Deep Neural Networks

In traditional neural networks, the optimization of weights starts from randomly chosen initial values. Although simple to implement, this choice implies that as the network depth increases, performance tends to degrade, while shallower architectures (with one or two hidden layers) are generally more stable and easier to train.

Historically, the training of multilayer neural networks (MLP) through gradient descent faced two main obstacles:

the presence of numerous local minima that hinder convergence;
the appearance of large plateaus in the error surface, which drastically slow down optimization.

As a consequence, the idea of using very deep networks to model complex problems was long considered impractical.

Starting in 2012, thanks to the availability of large amounts of data (Big Data), the increasing computational power provided by GPUs, and the development of more effective optimization techniques (such as Adam) 3.3.3, deep neural networks experienced a true renaissance.
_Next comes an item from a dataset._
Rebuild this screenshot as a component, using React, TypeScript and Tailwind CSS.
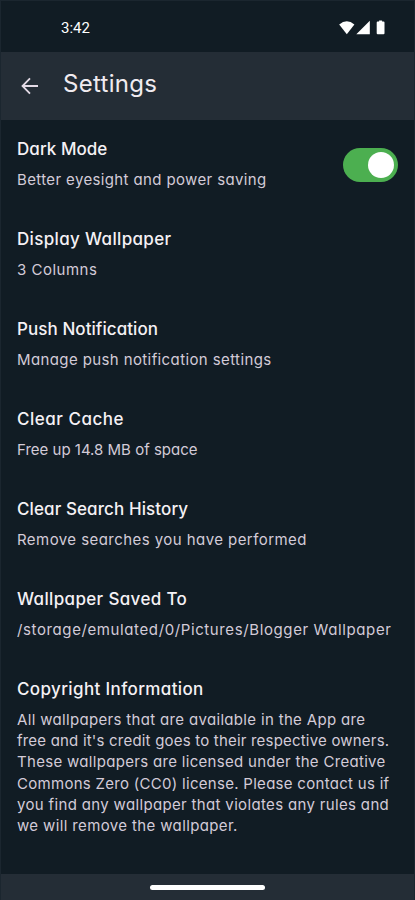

A key turning point was the victory of AlexNet (KSH12b) at the 2012 ImageNet Large Scale Visual Recognition Challenge (ILSVRC): for the first time, a deep convolutional neural network clearly outperformed traditional approaches, marking the beginning of the modern era of deep learning.

Since then, deep networks have become the de facto standard in many areas of machine learning. In particular, the processing of structured data such as images has greatly benefited from convolutional neural networks (CNN), which exploit the spatial structure of the visual signal to more efficiently learn hierarchical and invariant representations.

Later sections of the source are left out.